The Sport trim level is pretty rare – even on 325tis – so be prepared for a bit of a wait if you’re after a specific colour combination with the Sport styling package. If you’re planning to do much motorway work in a 325ti then it’s worth hunting around for a face-lift machine as the six-speed ‘box does make cruising a little quieter and more economical.
As always the best advice is to buy a car more on condition than mileage and look for signs of recent expenditure and with known branded matching tyres all-round – if the owner hasn’t skimped on rubber chances are most other things will have been taken care of properly, too.
The E46 is a known quantity and really, any competent garage can service and repair them – they’re hardly rare. BMW dealers (particularly in the North of England) can offer some good deals and it’s worth enquiring because many dealers will price match a specialist.
|FRONT BRAKE PADS||£129||£99|
|FRONT PADS AND DISCS||£265||£220|
When new, the E46 Compact was unfairly overlooked – it may not have won any beauty contests but in funky Pistachio green or the amazing Ambra orange metallic it looked sharp.

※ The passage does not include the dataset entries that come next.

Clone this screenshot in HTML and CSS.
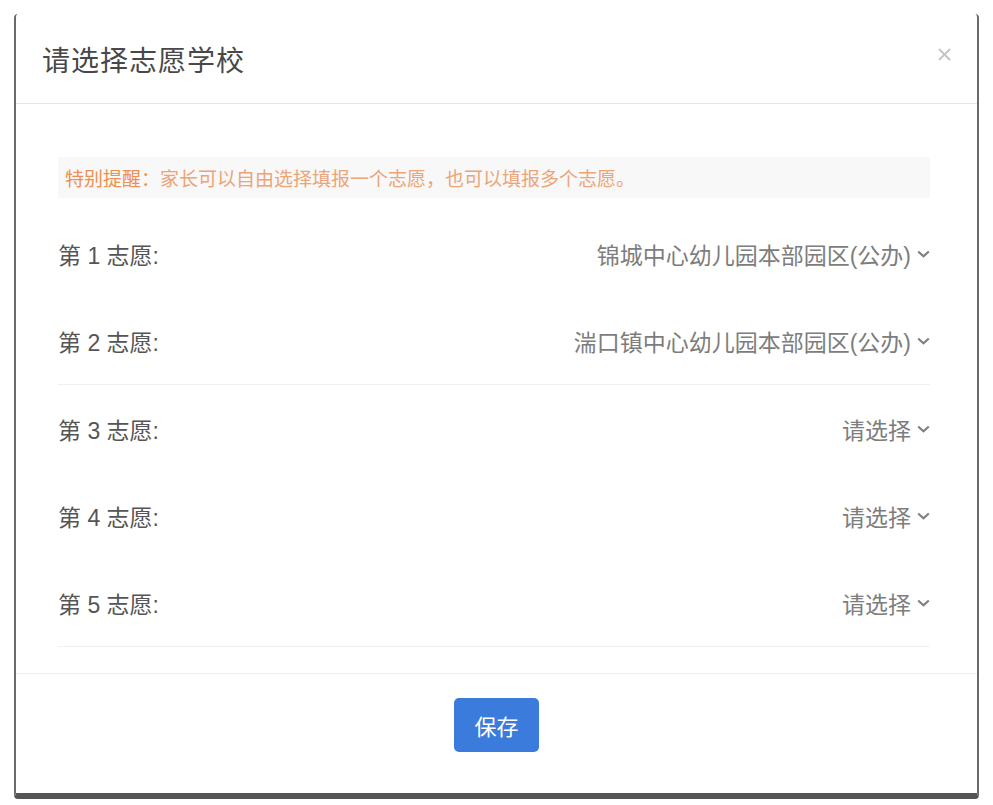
FILE: index.html
```html
<!DOCTYPE html>
<html lang="zh-CN">
<head>
    <meta charset="UTF-8">
    <meta name="viewport" content="width=device-width, initial-scale=1.0">
    <title>请选择志愿学校</title>
    <link rel="stylesheet" href="styles.css">
</head>
<body>
    <div class="modal">
        <div class="modal-header">
            <h2 class="modal-title">请选择志愿学校</h2>
            <span class="modal-close">
                <svg width="15" height="15" viewBox="0 0 15 15">
                    <line x1="2" y1="2" x2="13" y2="13" stroke="#c4c4c4" stroke-width="2"/>
                    <line x1="13" y1="2" x2="2" y2="13" stroke="#c4c4c4" stroke-width="2"/>
                </svg>
            </span>
        </div>

        <div class="modal-body">
            <div class="notice"><span class="notice-key">特别提醒：</span>家长可以自由选择填报一个志愿，也可以填报多个志愿。</div>

            <div class="group">
                <div class="choice-row">
                    <span class="choice-label">第 1 志愿:</span>
                    <span class="choice-value">锦城中心幼儿园本部园区(公办)
                        <svg class="chevron" width="13" height="8" viewBox="0 0 13 8"><polyline points="1.2,1.5 6.5,6.3 11.8,1.5" fill="none" stroke="#808080" stroke-width="2.2"/></svg>
                    </span>
                </div>
                <div class="choice-row">
                    <span class="choice-label">第 2 志愿:</span>
                    <span class="choice-value">湍口镇中心幼儿园本部园区(公办)
                        <svg class="chevron" width="13" height="8" viewBox="0 0 13 8"><polyline points="1.2,1.5 6.5,6.3 11.8,1.5" fill="none" stroke="#808080" stroke-width="2.2"/></svg>
                    </span>
                </div>
            </div>

            <div class="group">
                <div class="choice-row">
                    <span class="choice-label">第 3 志愿:</span>
                    <span class="choice-value">请选择
                        <svg class="chevron" width="13" height="8" viewBox="0 0 13 8"><polyline points="1.2,1.5 6.5,6.3 11.8,1.5" fill="none" stroke="#808080" stroke-width="2.2"/></svg>
                    </span>
                </div>
                <div class="choice-row">
                    <span class="choice-label">第 4 志愿:</span>
                    <span class="choice-value">请选择
                        <svg class="chevron" width="13" height="8" viewBox="0 0 13 8"><polyline points="1.2,1.5 6.5,6.3 11.8,1.5" fill="none" stroke="#808080" stroke-width="2.2"/></svg>
                    </span>
                </div>
                <div class="choice-row">
                    <span class="choice-label">第 5 志愿:</span>
                    <span class="choice-value">请选择
                        <svg class="chevron" width="13" height="8" viewBox="0 0 13 8"><polyline points="1.2,1.5 6.5,6.3 11.8,1.5" fill="none" stroke="#808080" stroke-width="2.2"/></svg>
                    </span>
                </div>
            </div>
        </div>

        <div class="modal-footer">
            <button class="save-btn">保存</button>
        </div>
    </div>
</body>
</html>
```

FILE: styles.css
```css
body {
    margin: 0;
    padding: 14px 14px 0 14px;
    background: #ffffff;
    font-family: 'Liberation Sans', 'Noto Sans CJK SC', sans-serif;
    color: #444;
}

.modal {
    width: 965px;
    box-sizing: border-box;
    background: #fff;
    border-left: 2px solid #6a6a6a;
    border-right: 2px solid #6a6a6a;
    border-bottom: 6px solid #555;
    border-radius: 4px;
}

.modal-header {
    height: 89px;
    display: flex;
    align-items: center;
    justify-content: space-between;
    padding: 0 25px 0 26px;
    border-bottom: 1px solid #e6e6e6;
}

.modal-title {
    margin: 0;
    font-size: 28px;
    font-weight: normal;
    letter-spacing: 1px;
    color: #484848;
}

.modal-close {
    display: flex;
    margin-top: -8px;
}

.modal-body {
    padding: 53px 47px 26px 42px;
}

.notice {
    height: 41px;
    display: flex;
    align-items: center;
    padding-left: 7px;
    background: #f8f8f8;
    font-size: 19px;
    color: #eba577;
    white-space: nowrap;
    margin-bottom: 12px;
}

.notice-key {
    color: #ec9150;
}

.group {
    border-bottom: 1px solid #f0f0f0;
}

.choice-row {
    height: 87px;
    display: flex;
    align-items: center;
    justify-content: space-between;
    font-size: 23px;
}

.choice-label {
    color: #555;
}

.choice-value {
    display: flex;
    align-items: center;
    gap: 6px;
    color: #7d7d7d;
}

.chevron {
    margin-top: 1px;
}

.modal-footer {
    border-top: 1px solid #eeeeee;
    padding: 24px 0 41px;
    display: flex;
    justify-content: center;
}

.save-btn {
    width: 85px;
    height: 54px;
    border: none;
    border-radius: 5px;
    background: #3a7bdc;
    color: #fff;
    font-family: 'Liberation Sans', 'Noto Sans CJK SC', sans-serif;
    font-size: 22px;
    cursor: pointer;
}
```
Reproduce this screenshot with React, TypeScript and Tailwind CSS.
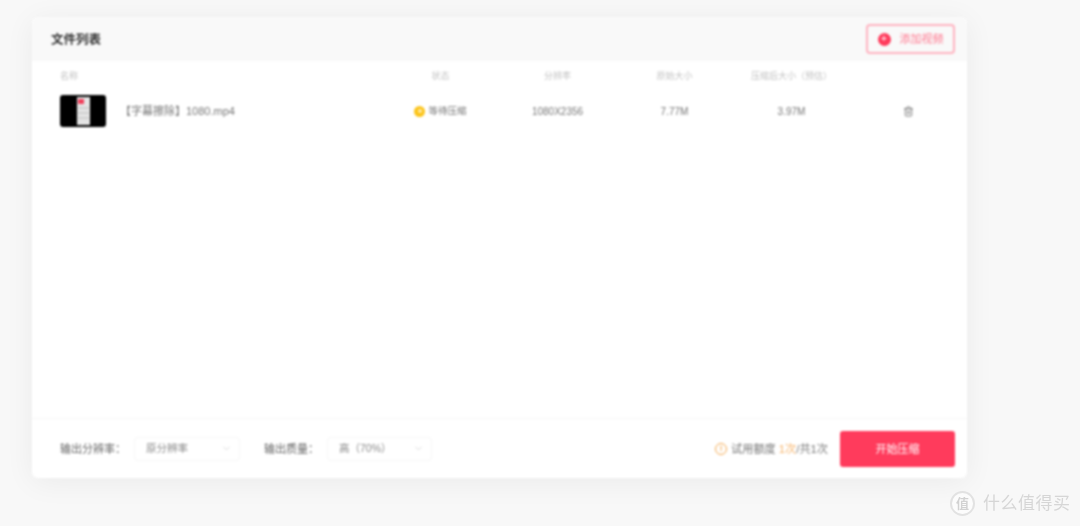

But it drove well, was solidly built and practical. Now that they’re up to 15 years old with values down to the hundreds (and rarely more than £2000) it’s time to re-evaluate them. The four-cylinder petrols need caution – to be frank, they’re possibly too much of a risk and given that a good 320td can be bought for £1500 you have to really want a petrol because the 320td is usefully fast, much more economical and more mechanically robust. The star though is the 325ti. It’s heavier on fuel (10mpg) but they’re so much better to drive with real vim – get one now before they’re all wrecks.